黒犬伝 その8(前編) | 八光流 道場記

八光流 道場記

京都で約30年、師範をやっております。
つれづれなるままに書き綴ってまいります。

30年以上前 黒い北海道犬アクが生きた時代は、放し飼いの犬や野犬が多かった。

従ってアクの喧嘩相手は、何処にでもいた。

西山連峰にポンポン山と言う妙な名前の山がある。
山頂付近で足を踏み鳴らすと「ポンポン」と言う音が鳴ると言われている。

ある日 おれとアクそしてアクの親友でジャーマンシェパードのゴローとその飼い主の海苔屋の社長は、ポンポン山に登った。

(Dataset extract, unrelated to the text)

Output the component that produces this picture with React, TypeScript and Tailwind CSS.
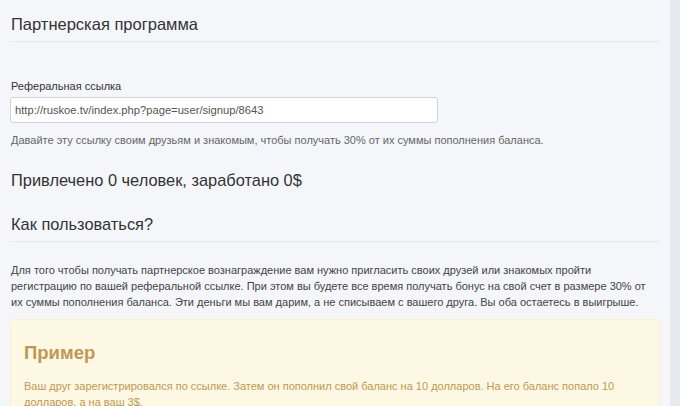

人の気配の無い山を歩く時は、犬達のリードを外していた。

いつものようにアクは、獣の匂いを嗅ぎ付けて山中に姿を消していた。

その頃のアクは、おれの悪戦苦闘の訓練で犬笛によって呼び寄せる事が出来るようになっていた。

ゴローは、おれの傍にいた。

山頂まで後少しの所で おれとゴローは、前方の藪の中から迫る怪しい気配に気付いた。

おれ達が、立ち止まると 藪の中からジャーマンポインターが出て来た。

この犬が、野犬だと言う事はその汚れようと目つきで分かる。

「しまった いつの間に」
おれは、自分の周囲を見て焦った。

おれ達は、ポインターに気を取られている内に野犬の集団に取り囲まれていた。